05.03.2013 | von Frank Franz

Sächsischer „Verfassungsschutz“-Chef Meyer-Plath gerät in NSU-Affäre immer stärker unter Druck Im August 2012 hatte sich Sachsens Innenminister Markus Ulbig (CDU) den Referatsleiter Gordian Meyer-Plath vom brandenburgischen „Verfassungsschutz“ als Nachfolger des zurückgetretenen Präsidenten des sächsischen „Landesamtes für Verfassungsschutz“ (LfV), Reinhard Boos, ausgeborgt, zunächst für ein halbes Jahr.

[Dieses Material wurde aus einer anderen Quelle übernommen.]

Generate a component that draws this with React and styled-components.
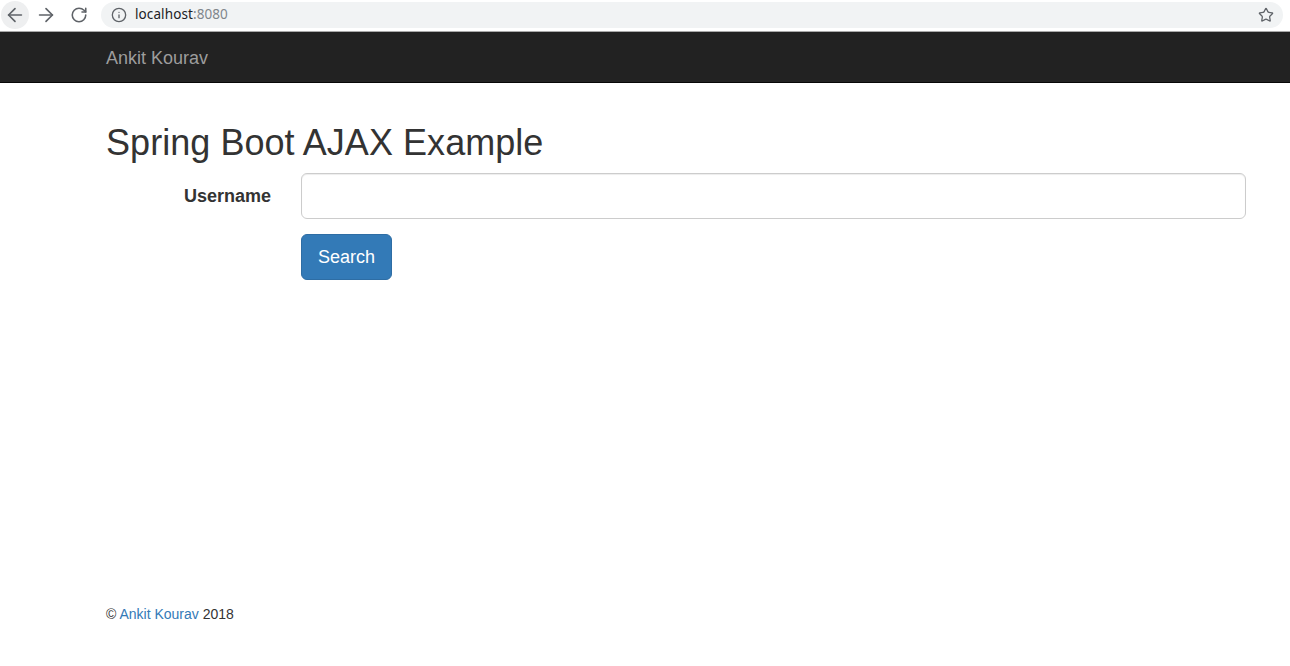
import React from 'react';
import styled, { createGlobalStyle } from 'styled-components';
import { ArrowLeft, ArrowRight, RotateCw, Info, Star } from 'lucide-react';

const GlobalStyle = createGlobalStyle`
    html, body {
        margin: 0;
        padding: 0;
        background: #fff;
    }
    body {
        font-family: "Liberation Sans", Arial, sans-serif;
        font-size: 14px;
        line-height: 1.42857143;
        color: #333;
    }
    * {
        box-sizing: border-box;
    }
`;

const Page = styled.div`
    min-height: 100vh;
    display: flex;
    flex-direction: column;
`;

const BrowserBar = styled.div`
    height: 32px;
    display: flex;
    align-items: center;
    gap: 3px;
    padding: 0 7px 1px 1px;
    background: #fff;
    border-bottom: 1px solid #a9a9a9;
`;

const NavButton = styled.div`
    width: 28px;
    height: 28px;
    border-radius: 50%;
    display: flex;
    align-items: center;
    justify-content: center;
    color: #5f6368;
    flex-shrink: 0;
    background: ${(p) => (p.$active ? '#eeeff0' : 'transparent')};
    margin-left: ${(p) => p.$gap || 0}px;
`;

const Omnibox = styled.div`
    flex: 1;
    height: 26px;
    margin-left: 5px;
    border-radius: 13px;
    background: #f1f3f4;
    display: flex;
    align-items: center;
    padding: 0 9px 0 10px;
    color: #5f6368;
`;

const Url = styled.span`
    flex: 1;
    margin-left: 8px;
    font-family: "Noto Sans", "Open Sans", sans-serif;
    font-size: 13.5px;
    color: #202124;
    letter-spacing: 0.1px;
`;

const Port = styled.span`
    color: #80868b;
`;

const Navbar = styled.nav`
    height: 51px;
    background: #222;
    border-bottom: 1px solid #080808;
    margin-bottom: 20px;
`;

const Container = styled.div`
    width: 1170px;
    margin-left: 91px;
    padding: 0 15px;
`;

const Brand = styled.a`
    display: inline-block;
    padding: 16px 0 14px;
    font-size: 18px;
    line-height: 20px;
    color: #9d9d9d;
    text-decoration: none;
`;

const Main = styled.main`
    flex: 1;
`;

const Title = styled.h1`
    margin: 20px 0 10px;
    font-size: 36px;
    font-weight: 500;
    line-height: 1.1;
    color: #333;
    letter-spacing: 0.05px;
`;

const FormGroup = styled.div`
    display: grid;
    grid-template-columns: 195px 1fr;
    margin: 0 -15px 15px;
`;

const Label = styled.label`
    padding: 11px 15px 0;
    text-align: right;
    font-size: 18px;
    font-weight: 700;
    line-height: 1.3333333;
`;

const Field = styled.div`
    grid-column: 2;
    padding: 0 15px;
`;

const Input = styled.input`
    display: block;
    width: 100%;
    height: 46px;
    padding: 10px 16px;
    font-family: inherit;
    font-size: 18px;
    line-height: 1.3333333;
    color: #555;
    background: #fff;
    border: 1px solid #ccc;
    border-radius: 6px;
    box-shadow: inset 0 1px 1px rgba(0, 0, 0, 0.075);
    outline: none;
`;

const Button = styled.button`
    display: inline-block;
    padding: 10px 16px;
    font-family: inherit;
    font-size: 18px;
    line-height: 1.3333333;
    color: #fff;
    background: #337ab7;
    border: 1px solid #2e6da4;
    border-radius: 6px;
    cursor: pointer;
`;

const Footer = styled.footer`
    padding-bottom: 42px;
    line-height: 20px;
`;

const Link = styled.a`
    color: #337ab7;
    text-decoration: none;
`;

const App = () => (
    <Page>
        <GlobalStyle />
        <BrowserBar>
            <NavButton $active>
                <ArrowLeft size={22} strokeWidth={1.8} />
            </NavButton>
            <NavButton>
                <ArrowRight size={22} strokeWidth={1.8} />
            </NavButton>
            <NavButton $gap={2}>
                <RotateCw size={18} strokeWidth={2.1} />
            </NavButton>
            <Omnibox>
                <Info size={16} strokeWidth={2} />
                <Url>
                    localhost<Port>:8080</Port>
                </Url>
                <Star size={16} strokeWidth={1.9} />
            </Omnibox>
        </BrowserBar>

        <Navbar>
            <Container>
                <Brand href="#">Ankit Kourav</Brand>
            </Container>
        </Navbar>

        <Main>
            <Container>
                <Title>Spring Boot AJAX Example</Title>
                <form onSubmit={(e) => e.preventDefault()}>
                    <FormGroup>
                        <Label htmlFor="username">Username</Label>
                        <Field>
                            <Input id="username" type="text" />
                        </Field>
                    </FormGroup>
                    <FormGroup>
                        <Field>
                            <Button type="submit">Search</Button>
                        </Field>
                    </FormGroup>
                </form>
            </Container>
        </Main>

        <Footer>
            <Container>
                © <Link href="#">Ankit Kourav</Link> 2018
            </Container>
        </Footer>
    </Page>
);

export default App;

Im Januar  2013 wurde der Vertrag um ein weiteres halbes Jahr verlängert. Doch wenige Wochen später geriet Meyer-Plath, der eigentlich beim sächsischen Inlandsgeheimdienst aufräumen und reformieren sollte, selbst unter Druck. Es wurde allmählich bekannt, daß Meyer-Plath einer der V-Mann-Führer des brandenburgischen „Verfassungsschutz“-Spitzels „Piato“ alias Carsten Szczepanski war. Am 16. Februar 2013 schließlich räumte Meyer-Plath gegenüber der „Freien Presse“ selbst ein, „Piato‘“ zeitweilig geführt zu haben. Der Fall „Piato“ ist deshalb so brisant, weil der wegen Mordversuchs verurteilte V-Mann im September 1998 gemeldet hatte, der Chemnitzer Jan W. sei beauftragt, das Zwickauer Terror-Trio mit Waffen zu versorgen. Das Geld dafür habe die sächsische Sektion des später verbotenen „Blood & Honour“-Netzwerks bereitgestellt. Bevor man sich nach Südafrika absetzen wolle, plane man „einen weiteren Überfall“, so Szczepanski alias „Piato“ damals. Beim Brandenburger „Verfassungsschutz“ hielt man die Meldung für glaubwürdig und stufte sie entsprechend hoch ein. Aus Quellenschutzgründen weigerte man sich aber, die Information offiziell an die Thüringer Polizei weiterzugeben, die mit der Fahndung nach dem untergetauchten Trio befaßt war. Diese dramatische Fehlentscheidung, an der Meyer-Plath damals beteiligt gewesen sein könnte, führte letztlich dazu, daß die Sache im Sande verlief und das mutmaßliche Terror-Trio auf freiem Fuß blieb. Der Thüringer Zielfahnder Sven Wunderlich hatte mehrfach die mangelnde Unterstützung durch den „Verfassungsschutz“ kritisiert, so auch bei seiner Vernehmung vor dem NSU-Untersuchungsausschuß des Bundestages Ende Januar. Vermutungen über eine mögliche Deckung durch den „Verfassungsschutz“ machen bereits seit geraumer Zeit die Runde, werden von diesem aber heftig dementiert.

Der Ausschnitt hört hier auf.